Give the number of lines holding the string "index", and nothing else.

Front-end source files
· · ·

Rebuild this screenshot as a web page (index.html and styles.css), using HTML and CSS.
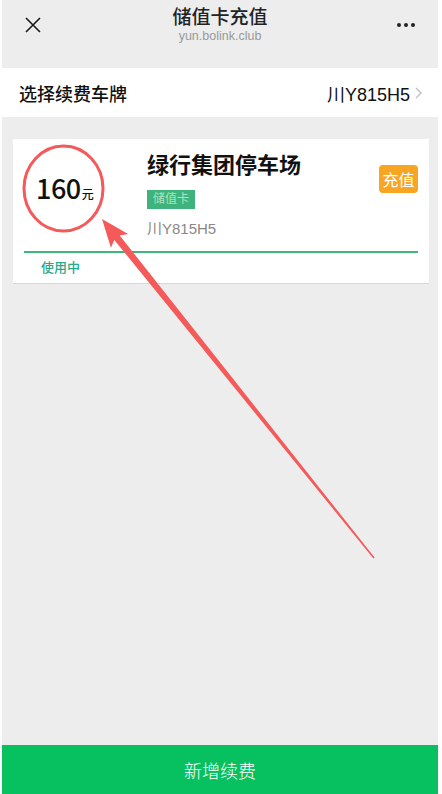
FILE: index.html
```html
<!DOCTYPE html>
<html lang="zh-CN">
<head>
    <meta charset="UTF-8">
    <meta name="viewport" content="width=device-width, initial-scale=1.0">
    <title>储值卡充值</title>
<link rel="stylesheet" href="styles.css">
</head>
<body>

<div class="page">
  <div class="screen">

    <header class="nav">
      <span class="nav-close">
        <svg width="16" height="16" viewBox="0 0 16 16"><path d="M1 1 L15 15 M15 1 L1 15" stroke="#1a1a1a" stroke-width="1.6" fill="none"/></svg>
      </span>
      <div class="nav-title">
        <h1>储值卡充值</h1>
        <span>yun.bolink.club</span>
      </div>
      <span class="nav-more"><i></i><i></i><i></i></span>
    </header>

    <div class="plate-row">
      <span class="plate-label">选择续费车牌</span>
      <span class="plate-value">川Y815H5
        <svg width="7" height="12" viewBox="0 0 7 12"><path d="M1 1 L6 6 L1 11" stroke="#c4c4c4" stroke-width="1.5" fill="none"/></svg>
      </span>
    </div>

    <div class="card">
      <div class="card-top">
        <div class="price">160<small>元</small></div>
        <div class="info">
          <h2>绿行集团停车场</h2>
          <span class="tag">储值卡</span>
          <p class="car">川Y815H5</p>
        </div>
        <button class="btn-charge">充值</button>
      </div>
      <div class="status">使用中</div>
    </div>

    <div class="spacer"></div>

    <button class="btn-add">新增续费</button>
  </div>

  <!-- annotation on top of the screenshot -->
  <svg class="mark" width="442" height="794" viewBox="0 0 442 794">
    <ellipse cx="63.5" cy="188.5" rx="39.5" ry="42.5" fill="none" stroke="#f45a5a" stroke-width="3"/>
    <polygon fill="#f45a5a" points="102,219 128.1,233.9 119.7,235.5 374.6,557.5 373.4,558.5 114.3,239.9 110.9,247.7"/>
  </svg>
</div>

</body>
</html>
```

FILE: styles.css
```css
* { box-sizing: border-box }

body {
  margin: 0;
  background: #fff;
  font-family: "Liberation Sans", "Noto Sans CJK SC", sans-serif;
  color: #111;
}

.page {
  position: relative;
  width: 442px;
  height: 794px;
}

.screen {
  width: 436px;
  height: 794px;
  margin-left: 2px;
  background: #ededed;
  display: flex;
  flex-direction: column;
}

/* nav bar */
.nav {
  height: 50px;
  display: flex;
  align-items: flex-start;
  position: relative;
}

.nav-close {
  margin: 17px 0 0 23px;
  width: 16px;
  height: 16px;
}

.nav-title {
  position: absolute;
  left: 0;
  right: 0;
  top: 7px;
  text-align: center;
}

.nav-title h1 {
  margin: 0;
  font-size: 19px;
  line-height: 22px;
  font-weight: 500;
  color: #222;
}

.nav-title span {
  display: block;
  font-size: 12.5px;
  line-height: 15px;
  color: #999;
}

.nav-more {
  margin: 23px 0 0 auto;
  margin-right: 23px;
  display: flex;
  gap: 3px;
}

.nav-more i {
  width: 4px;
  height: 4px;
  border-radius: 50%;
  background: #222;
}

/* plate row */
.plate-row {
  margin-top: 18px;
  height: 49px;
  background: #fff;
  display: flex;
  align-items: center;
  justify-content: space-between;
  padding: 0 17px;
}

.plate-label {
  font-size: 18px;
  font-weight: 500;
}

.plate-value {
  font-size: 18px;
  display: flex;
  align-items: center;
  gap: 5px;
  margin-right: -1px;
}

/* card */
.card {
  margin: 22px 9px 0 11px;
  height: 145px;
  background: #fff;
  border-bottom: 1px solid #d8d8d8;
  padding: 0 11px;
}

.card-top {
  display: flex;
  height: 114px;
  border-bottom: 2px solid #3cb878;
}

.price {
  width: 123px;
  padding: 29px 0 0 12px;
  font-family: "Noto Sans CJK SC", sans-serif;
  font-size: 27px;
  font-weight: 500;
  letter-spacing: -0.5px;
  color: #111;
}

.price small {
  font-size: 12px;
  letter-spacing: 0;
  margin-left: 1px;
}

.info {
  flex: 1;
  padding-top: 13px;
}

.info h2 {
  margin: 0;
  font-size: 22px;
  line-height: 28px;
  font-weight: bold;
  color: #111;
}

.tag {
  display: inline-block;
  margin-top: 10px;
  height: 19px;
  line-height: 19px;
  padding: 0 6px;
  font-size: 12px;
  background: #3eb37b;
  color: #a9e3c3;
}

.car {
  margin: 9px 0 0;
  font-size: 15px;
  line-height: 22px;
  color: #888;
}

.btn-charge {
  margin-top: 26px;
  width: 39px;
  height: 28px;
  padding: 0;
  border: 0;
  border-radius: 4px;
  background: #f6a623;
  color: #fff;
  font-family: "Noto Sans CJK SC", sans-serif;
  font-size: 16px;
}

.status {
  padding-left: 17px;
  line-height: 29px;
  font-size: 13px;
  font-weight: 500;
  color: #27a98d;
}

.spacer { flex: 1 }

.btn-add {
  height: 49px;
  border: 0;
  background: #07c160;
  color: #fff;
  font-family: "Noto Sans CJK SC", sans-serif;
  font-size: 18px;
  font-weight: 300;
}

.mark {
  position: absolute;
  left: 0;
  top: 0;
  pointer-events: none;
}
```
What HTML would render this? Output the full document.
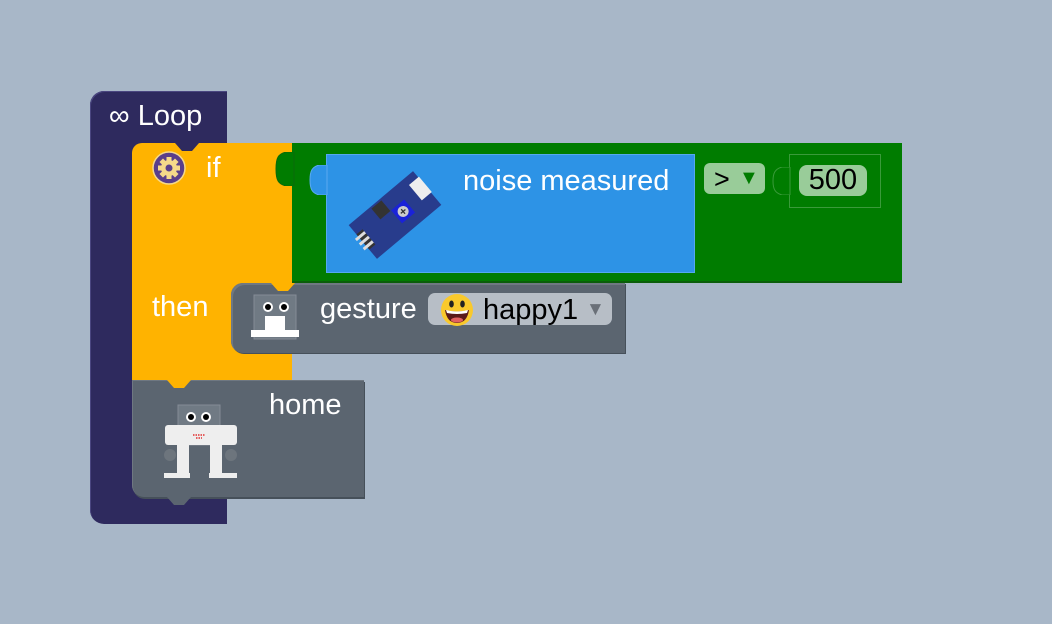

· · ·

▶ _Result for this exercise_
2